Mas é diante das experiências de impacto a estes valores, provocados pela sociedade moderna, que passamos a entender que as críticas à família, promulgando sua falência e morte, não passam de um equívoco da mídia ou de alguns autores mais sensacionalistas. A natureza estrutural da família, em seu ciclo evolutivo, demonstra que ela continuará sendo um laboratório de relações humanas, onde se testam e aprimoram modelos de convivência que ensejem o melhor aproveitamento dos potenciais humanos para a criação de uma sociedade mais harmônica e promotora de bem estar coletivo.
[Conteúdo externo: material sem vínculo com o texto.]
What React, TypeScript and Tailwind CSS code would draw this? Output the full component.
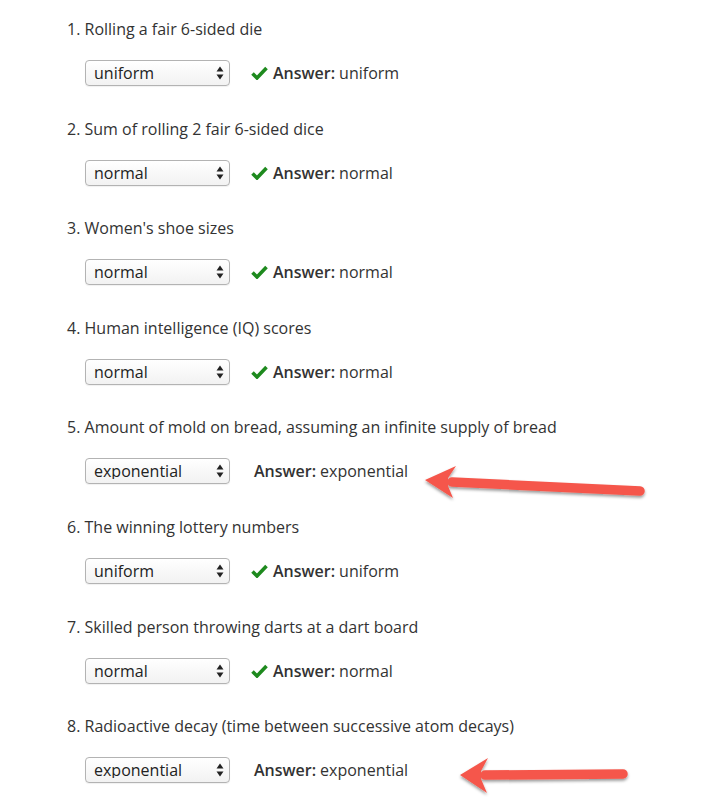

Nenhum pai e mãe forma um(a) filho(a) para a marginalidade, para a prostituição, para os descaminhos, que são muitas vezes argumentos utilizados pelos menos informados, ao afirmar que a família está em decadência.
Haim Grünspun(1992) em um excelente ensaio reflexivo sobre “Lar – fundamento para relações construtivas” reforça ainda mais esta tese de que a família é fonte de felicidade para o ser humano e de que em toda sistemática da organização social, transformamos a casa em moradia, a moradia em habitação e domicílio – endereço para receber correspondência, mas nem sempre transformamos a casa em lar. A transformação da moradia em lar se dá somente pela família. Se os valores éticos, morais e religiosos são constantemente reforçados pelos pais na ambiência familiar. Para Grünspun (1992), não é a casa que determina o lar. Lares bons podem estar em casas pequenas e simples e lares ruins em casas muito grandes e opulentas. Lar é o local onde o ser humano aprende algo fundamental para sua razão de sobrevivência – a felicidade. Diz Grünspun(1992, p.104) que “em maior ou menor quantidade, em melhor ou pior qualidade, a felicidade é um anseio biológico que está inscrito no ser humano” .
Estudos recentes dos distúrbios emocionais e mentais trazem evidência sobre depressão e lar. Falta de casa não causa depressão. Falta de lar é fator importante na depressão. E a depressão é um estado, uma demonstração de infelicidade.
Por isso, a família atual, moderna e do momento, não é aquela que perde de vista seus entes queridos, em razão da correria, do pouco tempo para si e para o outro, condicionados pela modernidade – como analisa Gidens (1991) em “As conseqüências da modernidade” onde os pais passam a atender todos os desejos dos filhos, principalmente adolescentes, num entendimento equivocado de que não se pode contrariá-los para não deprimi-los, de que para justificar muitas vezes sua omissão, os pais se tornam reféns em sua própria casa – não necessariamente um lar – e de seus próprios filhos. A perda da definição de limites passa a estrangular a noção de lar.
Ao falarmos sobre família numa dimensão atual, devemos sim, pensar nos desafios impostos pela modernidade, conscientes de que há necessidade de um processo contínuo de formação, alicerçado por valores éticos e morais em que a definição de limites é fundamental para a garantia da formação de autênticos cidadãos. E quando os pais imprimem no seu ritmo e estilo de educar a prevalência de tais valores, a ponto de deixar claro aos filhos que os mesmos possuem um papel social a ser cumprido no fortalecimento e desenvolvimento do ser humano, na construção de uma sociedade mais justa e igualitária, demonstram que constituem uma família moderna e atual.

Referências

GIDENS, Anthony. As consequências da modernidade. [tradução de Raul Fiker]. São Paulo: EDUSP, 1991.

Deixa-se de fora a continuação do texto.